*Supplied information*
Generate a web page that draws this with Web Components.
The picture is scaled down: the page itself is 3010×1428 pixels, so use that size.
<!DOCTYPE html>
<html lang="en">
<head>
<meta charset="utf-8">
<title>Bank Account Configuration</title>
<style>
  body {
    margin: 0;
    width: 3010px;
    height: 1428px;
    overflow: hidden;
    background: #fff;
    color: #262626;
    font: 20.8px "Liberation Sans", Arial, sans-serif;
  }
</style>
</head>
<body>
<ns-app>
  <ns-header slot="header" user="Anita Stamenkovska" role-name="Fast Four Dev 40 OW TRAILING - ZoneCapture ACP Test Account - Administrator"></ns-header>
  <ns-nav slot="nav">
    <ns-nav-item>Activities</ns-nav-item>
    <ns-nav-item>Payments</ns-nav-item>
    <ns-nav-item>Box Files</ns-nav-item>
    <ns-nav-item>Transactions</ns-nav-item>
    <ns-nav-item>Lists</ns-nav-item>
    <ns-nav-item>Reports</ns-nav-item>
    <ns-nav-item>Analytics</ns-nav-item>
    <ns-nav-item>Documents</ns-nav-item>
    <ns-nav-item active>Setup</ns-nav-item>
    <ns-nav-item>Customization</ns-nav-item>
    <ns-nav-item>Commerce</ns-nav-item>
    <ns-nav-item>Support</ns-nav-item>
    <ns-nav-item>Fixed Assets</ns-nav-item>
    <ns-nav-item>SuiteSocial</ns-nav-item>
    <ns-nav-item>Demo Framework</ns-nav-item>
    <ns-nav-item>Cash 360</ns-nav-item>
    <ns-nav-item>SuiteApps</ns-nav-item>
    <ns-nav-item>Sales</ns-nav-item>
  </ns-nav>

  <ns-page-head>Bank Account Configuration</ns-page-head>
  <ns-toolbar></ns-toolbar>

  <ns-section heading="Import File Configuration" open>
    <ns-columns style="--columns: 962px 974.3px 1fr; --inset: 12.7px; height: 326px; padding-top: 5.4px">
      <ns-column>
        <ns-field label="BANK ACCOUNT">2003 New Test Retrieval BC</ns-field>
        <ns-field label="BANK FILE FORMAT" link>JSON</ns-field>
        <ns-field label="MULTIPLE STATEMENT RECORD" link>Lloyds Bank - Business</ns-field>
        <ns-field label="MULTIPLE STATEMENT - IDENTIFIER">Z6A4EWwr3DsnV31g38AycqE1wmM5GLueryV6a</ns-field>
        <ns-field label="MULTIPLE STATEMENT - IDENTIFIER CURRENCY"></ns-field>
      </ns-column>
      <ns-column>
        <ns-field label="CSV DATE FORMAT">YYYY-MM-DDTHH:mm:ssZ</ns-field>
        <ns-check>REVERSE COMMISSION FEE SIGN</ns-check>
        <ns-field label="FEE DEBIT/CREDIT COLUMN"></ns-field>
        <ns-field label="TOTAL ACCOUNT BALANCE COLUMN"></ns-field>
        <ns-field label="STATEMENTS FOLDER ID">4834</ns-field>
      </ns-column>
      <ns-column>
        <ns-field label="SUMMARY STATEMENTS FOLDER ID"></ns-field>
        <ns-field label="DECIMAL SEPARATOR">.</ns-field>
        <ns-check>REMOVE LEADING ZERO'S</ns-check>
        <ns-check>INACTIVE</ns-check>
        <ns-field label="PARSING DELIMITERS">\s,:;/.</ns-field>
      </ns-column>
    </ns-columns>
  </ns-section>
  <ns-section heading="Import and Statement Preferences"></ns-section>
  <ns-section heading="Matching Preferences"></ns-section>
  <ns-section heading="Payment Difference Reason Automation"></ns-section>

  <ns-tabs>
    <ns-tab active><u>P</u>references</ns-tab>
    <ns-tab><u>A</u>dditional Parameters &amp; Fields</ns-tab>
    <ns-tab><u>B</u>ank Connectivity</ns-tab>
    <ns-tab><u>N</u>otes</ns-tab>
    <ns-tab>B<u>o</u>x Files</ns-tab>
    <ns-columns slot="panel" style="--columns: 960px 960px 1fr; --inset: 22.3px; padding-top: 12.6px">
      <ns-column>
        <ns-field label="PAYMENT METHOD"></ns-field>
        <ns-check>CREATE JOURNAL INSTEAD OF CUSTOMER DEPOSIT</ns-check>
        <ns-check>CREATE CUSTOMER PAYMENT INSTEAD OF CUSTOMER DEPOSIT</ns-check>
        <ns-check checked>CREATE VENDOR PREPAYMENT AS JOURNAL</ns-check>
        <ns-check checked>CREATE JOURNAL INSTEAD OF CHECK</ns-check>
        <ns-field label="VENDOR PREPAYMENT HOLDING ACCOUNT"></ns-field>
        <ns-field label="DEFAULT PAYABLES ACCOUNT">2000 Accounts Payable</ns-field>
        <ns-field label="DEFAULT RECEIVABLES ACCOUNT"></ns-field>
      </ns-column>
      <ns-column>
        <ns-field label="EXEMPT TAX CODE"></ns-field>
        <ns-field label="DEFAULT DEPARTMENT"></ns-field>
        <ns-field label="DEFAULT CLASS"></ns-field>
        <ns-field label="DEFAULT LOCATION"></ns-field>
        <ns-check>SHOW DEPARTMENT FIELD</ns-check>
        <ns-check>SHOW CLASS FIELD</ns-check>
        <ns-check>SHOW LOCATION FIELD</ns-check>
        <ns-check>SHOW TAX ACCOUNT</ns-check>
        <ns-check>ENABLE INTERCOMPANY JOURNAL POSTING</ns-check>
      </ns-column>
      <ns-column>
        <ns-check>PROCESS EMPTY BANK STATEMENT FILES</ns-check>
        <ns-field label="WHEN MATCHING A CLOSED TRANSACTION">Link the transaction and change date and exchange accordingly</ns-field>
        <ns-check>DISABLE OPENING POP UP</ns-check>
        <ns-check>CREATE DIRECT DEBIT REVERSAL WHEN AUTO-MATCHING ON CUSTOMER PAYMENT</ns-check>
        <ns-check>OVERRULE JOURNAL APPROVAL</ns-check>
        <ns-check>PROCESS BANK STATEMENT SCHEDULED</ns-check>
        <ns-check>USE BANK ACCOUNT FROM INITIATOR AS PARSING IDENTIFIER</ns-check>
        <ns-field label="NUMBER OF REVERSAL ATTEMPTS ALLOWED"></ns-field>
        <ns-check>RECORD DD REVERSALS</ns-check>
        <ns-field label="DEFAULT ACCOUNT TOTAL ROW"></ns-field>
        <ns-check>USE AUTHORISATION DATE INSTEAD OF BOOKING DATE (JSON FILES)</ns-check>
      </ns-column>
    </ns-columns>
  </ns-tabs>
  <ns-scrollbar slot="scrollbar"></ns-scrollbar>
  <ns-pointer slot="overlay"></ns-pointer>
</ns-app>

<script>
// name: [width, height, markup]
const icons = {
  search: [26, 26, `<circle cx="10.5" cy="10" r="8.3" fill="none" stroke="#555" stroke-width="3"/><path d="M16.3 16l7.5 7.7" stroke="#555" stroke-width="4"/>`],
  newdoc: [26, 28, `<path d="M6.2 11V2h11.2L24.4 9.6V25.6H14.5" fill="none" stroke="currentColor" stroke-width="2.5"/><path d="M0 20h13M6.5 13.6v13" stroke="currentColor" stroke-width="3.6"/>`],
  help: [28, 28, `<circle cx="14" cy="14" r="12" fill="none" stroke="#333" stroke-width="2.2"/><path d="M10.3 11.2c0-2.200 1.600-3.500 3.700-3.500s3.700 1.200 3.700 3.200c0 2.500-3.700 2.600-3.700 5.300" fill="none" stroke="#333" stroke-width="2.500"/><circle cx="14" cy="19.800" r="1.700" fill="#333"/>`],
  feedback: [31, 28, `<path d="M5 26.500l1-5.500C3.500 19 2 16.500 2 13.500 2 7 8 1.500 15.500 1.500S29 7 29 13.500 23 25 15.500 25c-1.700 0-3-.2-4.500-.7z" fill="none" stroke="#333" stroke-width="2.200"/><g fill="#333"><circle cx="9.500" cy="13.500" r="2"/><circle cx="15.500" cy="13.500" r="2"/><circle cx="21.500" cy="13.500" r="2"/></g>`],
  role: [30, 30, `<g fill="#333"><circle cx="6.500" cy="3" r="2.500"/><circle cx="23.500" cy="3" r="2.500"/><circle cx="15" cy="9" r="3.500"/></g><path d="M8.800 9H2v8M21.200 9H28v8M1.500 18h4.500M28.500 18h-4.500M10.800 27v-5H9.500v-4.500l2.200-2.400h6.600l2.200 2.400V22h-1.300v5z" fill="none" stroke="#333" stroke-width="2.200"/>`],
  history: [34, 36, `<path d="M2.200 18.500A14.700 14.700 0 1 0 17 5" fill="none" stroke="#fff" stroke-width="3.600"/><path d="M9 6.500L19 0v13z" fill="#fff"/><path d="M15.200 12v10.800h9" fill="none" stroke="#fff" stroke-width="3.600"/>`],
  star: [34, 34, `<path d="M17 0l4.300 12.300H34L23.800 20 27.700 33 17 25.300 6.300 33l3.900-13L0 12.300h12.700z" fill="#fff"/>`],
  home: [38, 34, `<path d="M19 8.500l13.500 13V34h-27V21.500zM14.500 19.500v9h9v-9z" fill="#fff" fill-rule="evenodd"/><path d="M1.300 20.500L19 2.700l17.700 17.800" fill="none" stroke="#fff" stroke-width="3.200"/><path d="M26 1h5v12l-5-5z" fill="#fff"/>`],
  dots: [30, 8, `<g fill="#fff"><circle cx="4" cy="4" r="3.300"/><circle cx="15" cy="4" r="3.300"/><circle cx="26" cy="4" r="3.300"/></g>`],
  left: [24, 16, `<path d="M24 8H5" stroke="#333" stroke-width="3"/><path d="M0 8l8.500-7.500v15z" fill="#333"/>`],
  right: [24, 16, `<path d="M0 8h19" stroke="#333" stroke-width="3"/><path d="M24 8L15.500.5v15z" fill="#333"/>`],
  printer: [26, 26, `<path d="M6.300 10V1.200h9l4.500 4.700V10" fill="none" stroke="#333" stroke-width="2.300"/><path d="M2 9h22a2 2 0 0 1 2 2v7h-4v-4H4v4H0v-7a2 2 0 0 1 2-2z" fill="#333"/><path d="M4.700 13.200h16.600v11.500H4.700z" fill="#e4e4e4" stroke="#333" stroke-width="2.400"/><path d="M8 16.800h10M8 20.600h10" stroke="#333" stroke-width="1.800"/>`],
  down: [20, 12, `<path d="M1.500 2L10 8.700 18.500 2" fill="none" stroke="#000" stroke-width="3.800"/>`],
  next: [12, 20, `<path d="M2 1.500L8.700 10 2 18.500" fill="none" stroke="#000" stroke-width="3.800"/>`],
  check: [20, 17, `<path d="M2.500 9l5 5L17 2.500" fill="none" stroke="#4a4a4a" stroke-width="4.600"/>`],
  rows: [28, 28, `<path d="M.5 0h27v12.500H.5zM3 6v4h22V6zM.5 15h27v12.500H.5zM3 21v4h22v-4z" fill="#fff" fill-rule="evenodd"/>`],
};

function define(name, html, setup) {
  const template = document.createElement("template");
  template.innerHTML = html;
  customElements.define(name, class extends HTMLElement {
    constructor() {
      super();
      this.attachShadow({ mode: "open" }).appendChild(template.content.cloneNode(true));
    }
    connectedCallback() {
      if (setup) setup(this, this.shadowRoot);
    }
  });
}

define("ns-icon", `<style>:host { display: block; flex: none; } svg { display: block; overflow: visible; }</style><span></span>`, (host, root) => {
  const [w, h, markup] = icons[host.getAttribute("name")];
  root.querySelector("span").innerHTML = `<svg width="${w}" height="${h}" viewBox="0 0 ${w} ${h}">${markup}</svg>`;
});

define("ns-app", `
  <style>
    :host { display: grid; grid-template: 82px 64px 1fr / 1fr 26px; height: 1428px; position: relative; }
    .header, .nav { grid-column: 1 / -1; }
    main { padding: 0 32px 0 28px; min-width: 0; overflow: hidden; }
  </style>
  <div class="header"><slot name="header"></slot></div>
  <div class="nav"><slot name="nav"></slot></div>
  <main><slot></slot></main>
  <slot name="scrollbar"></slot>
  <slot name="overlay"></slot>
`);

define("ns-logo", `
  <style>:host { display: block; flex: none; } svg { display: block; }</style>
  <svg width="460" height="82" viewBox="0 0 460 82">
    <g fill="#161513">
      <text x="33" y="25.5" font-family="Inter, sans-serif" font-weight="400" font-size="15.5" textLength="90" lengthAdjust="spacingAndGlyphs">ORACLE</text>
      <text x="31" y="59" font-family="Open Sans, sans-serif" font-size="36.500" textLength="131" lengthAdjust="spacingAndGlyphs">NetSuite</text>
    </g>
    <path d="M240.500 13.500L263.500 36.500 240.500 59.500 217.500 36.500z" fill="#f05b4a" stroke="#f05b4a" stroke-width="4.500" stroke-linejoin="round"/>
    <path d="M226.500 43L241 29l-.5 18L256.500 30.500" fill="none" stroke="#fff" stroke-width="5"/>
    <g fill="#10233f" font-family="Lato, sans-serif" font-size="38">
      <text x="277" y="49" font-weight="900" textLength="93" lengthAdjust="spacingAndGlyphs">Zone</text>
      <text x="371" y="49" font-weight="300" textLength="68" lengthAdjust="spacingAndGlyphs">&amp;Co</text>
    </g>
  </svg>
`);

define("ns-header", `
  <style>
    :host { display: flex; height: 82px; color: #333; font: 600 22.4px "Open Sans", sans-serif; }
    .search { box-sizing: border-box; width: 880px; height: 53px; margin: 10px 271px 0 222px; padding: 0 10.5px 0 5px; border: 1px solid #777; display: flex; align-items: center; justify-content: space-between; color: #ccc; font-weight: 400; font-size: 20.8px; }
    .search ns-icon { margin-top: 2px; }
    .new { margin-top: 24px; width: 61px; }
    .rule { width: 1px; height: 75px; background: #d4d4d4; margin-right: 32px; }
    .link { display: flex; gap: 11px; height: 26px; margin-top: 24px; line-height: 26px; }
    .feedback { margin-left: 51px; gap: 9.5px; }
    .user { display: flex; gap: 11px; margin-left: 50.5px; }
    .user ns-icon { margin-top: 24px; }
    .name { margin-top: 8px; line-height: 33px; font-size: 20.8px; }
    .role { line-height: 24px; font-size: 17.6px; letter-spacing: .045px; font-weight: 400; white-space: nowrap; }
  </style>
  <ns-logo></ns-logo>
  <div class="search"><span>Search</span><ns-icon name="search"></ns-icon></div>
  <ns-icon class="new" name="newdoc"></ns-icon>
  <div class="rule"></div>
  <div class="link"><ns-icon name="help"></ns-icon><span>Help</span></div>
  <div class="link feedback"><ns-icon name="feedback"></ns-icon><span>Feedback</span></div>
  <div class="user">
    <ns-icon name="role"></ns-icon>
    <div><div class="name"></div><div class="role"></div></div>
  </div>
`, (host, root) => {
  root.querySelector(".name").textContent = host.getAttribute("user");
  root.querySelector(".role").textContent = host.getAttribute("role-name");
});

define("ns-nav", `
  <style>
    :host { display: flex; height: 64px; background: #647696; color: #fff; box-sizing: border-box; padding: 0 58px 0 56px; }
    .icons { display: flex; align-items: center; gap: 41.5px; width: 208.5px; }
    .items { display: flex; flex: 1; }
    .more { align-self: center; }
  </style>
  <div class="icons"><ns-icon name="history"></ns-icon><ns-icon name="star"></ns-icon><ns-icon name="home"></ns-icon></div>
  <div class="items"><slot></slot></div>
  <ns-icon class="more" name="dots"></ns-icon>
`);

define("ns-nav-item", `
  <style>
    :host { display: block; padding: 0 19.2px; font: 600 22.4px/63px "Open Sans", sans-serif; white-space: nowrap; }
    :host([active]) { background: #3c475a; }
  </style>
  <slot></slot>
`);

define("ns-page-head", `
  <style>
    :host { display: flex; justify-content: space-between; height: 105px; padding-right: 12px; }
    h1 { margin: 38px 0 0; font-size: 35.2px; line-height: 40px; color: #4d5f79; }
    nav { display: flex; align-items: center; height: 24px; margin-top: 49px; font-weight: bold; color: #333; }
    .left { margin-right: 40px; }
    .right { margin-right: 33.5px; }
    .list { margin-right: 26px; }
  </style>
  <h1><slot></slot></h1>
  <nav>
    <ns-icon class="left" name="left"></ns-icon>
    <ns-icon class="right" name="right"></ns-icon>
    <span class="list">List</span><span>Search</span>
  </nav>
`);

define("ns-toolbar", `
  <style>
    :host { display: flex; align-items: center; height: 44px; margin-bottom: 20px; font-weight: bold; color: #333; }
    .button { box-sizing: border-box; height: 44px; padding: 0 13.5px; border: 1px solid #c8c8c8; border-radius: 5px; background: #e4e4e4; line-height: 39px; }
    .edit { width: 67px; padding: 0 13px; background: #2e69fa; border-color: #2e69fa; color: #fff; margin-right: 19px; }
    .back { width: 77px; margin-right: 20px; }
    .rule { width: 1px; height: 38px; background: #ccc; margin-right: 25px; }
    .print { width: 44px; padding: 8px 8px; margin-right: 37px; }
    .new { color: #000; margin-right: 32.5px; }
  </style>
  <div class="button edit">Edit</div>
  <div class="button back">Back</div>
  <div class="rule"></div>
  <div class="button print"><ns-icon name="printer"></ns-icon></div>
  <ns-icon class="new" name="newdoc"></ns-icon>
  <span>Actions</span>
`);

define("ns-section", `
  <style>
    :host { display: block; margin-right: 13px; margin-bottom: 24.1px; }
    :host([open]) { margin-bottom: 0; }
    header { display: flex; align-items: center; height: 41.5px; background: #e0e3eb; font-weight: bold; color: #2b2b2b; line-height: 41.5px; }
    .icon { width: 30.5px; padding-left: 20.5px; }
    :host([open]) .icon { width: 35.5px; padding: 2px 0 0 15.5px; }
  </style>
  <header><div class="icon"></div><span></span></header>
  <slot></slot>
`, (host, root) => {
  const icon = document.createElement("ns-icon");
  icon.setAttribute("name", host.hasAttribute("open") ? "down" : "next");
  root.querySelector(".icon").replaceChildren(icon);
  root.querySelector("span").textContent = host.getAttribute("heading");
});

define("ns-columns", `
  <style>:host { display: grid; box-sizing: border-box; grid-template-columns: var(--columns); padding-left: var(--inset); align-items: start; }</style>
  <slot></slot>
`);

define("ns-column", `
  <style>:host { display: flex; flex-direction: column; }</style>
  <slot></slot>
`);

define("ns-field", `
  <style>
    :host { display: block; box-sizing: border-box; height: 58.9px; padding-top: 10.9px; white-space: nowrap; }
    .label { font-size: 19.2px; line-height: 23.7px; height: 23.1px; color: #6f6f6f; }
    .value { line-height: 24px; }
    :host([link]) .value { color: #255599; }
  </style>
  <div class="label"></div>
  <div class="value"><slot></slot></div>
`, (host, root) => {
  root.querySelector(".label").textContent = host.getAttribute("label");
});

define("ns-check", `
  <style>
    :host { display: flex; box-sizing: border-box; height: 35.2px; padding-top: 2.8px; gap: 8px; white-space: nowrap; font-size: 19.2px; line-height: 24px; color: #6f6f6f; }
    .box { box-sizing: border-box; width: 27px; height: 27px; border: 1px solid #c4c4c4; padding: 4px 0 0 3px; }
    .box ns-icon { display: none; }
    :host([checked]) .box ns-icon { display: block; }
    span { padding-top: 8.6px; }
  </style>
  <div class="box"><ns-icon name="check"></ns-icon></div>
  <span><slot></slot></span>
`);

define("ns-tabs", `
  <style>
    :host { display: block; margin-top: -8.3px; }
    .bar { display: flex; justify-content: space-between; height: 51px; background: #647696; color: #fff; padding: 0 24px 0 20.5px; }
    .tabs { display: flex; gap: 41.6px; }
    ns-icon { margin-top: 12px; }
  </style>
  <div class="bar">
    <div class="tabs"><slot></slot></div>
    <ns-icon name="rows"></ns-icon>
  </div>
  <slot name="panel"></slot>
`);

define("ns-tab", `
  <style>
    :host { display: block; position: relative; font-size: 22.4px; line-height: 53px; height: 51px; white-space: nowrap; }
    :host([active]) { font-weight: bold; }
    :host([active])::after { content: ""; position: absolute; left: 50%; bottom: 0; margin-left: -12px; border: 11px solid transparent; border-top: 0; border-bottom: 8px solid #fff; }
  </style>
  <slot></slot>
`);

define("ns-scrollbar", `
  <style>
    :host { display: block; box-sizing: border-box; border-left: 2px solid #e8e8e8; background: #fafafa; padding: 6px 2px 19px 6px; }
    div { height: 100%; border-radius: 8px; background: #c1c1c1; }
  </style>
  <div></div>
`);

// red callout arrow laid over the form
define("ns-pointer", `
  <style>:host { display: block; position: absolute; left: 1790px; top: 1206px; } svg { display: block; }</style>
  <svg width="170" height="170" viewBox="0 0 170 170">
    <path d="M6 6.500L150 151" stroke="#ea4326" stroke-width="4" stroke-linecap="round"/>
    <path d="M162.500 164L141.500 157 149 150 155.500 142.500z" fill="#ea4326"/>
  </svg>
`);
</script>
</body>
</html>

*Stated problem*
Gather each line of the listing that holds the string "size".

*Exercise output*
The picture is scaled down: the page itself is 3010×1428 pixels, so use that size.
      <text x="33" y="25.5" font-family="Inter, sans-serif" font-weight="400" font-size="15.5" textLength="90" lengthAdjust="spacingAndGlyphs">ORACLE</text>
      <text x="31" y="59" font-family="Open Sans, sans-serif" font-size="36.500" textLength="131" lengthAdjust="spacingAndGlyphs">NetSuite</text>
    <g fill="#10233f" font-family="Lato, sans-serif" font-size="38">
    .search { box-sizing: border-box; width: 880px; height: 53px; margin: 10px 271px 0 222px; padding: 0 10.5px 0 5px; border: 1px solid #777; display: flex; align-items: center; justify-content: space-between; color: #ccc; font-weight: 400; font-size: 20.8px; }
    .name { margin-top: 8px; line-height: 33px; font-size: 20.8px; }
    .role { line-height: 24px; font-size: 17.6px; letter-spacing: .045px; font-weight: 400; white-space: nowrap; }
    h1 { margin: 38px 0 0; font-size: 35.2px; line-height: 40px; color: #4d5f79; }
    .label { font-size: 19.2px; line-height: 23.7px; height: 23.1px; color: #6f6f6f; }
    :host { display: flex; box-sizing: border-box; height: 35.2px; padding-top: 2.8px; gap: 8px; white-space: nowrap; font-size: 19.2px; line-height: 24px; color: #6f6f6f; }
    :host { display: block; position: relative; font-size: 22.4px; line-height: 53px; height: 51px; white-space: nowrap; }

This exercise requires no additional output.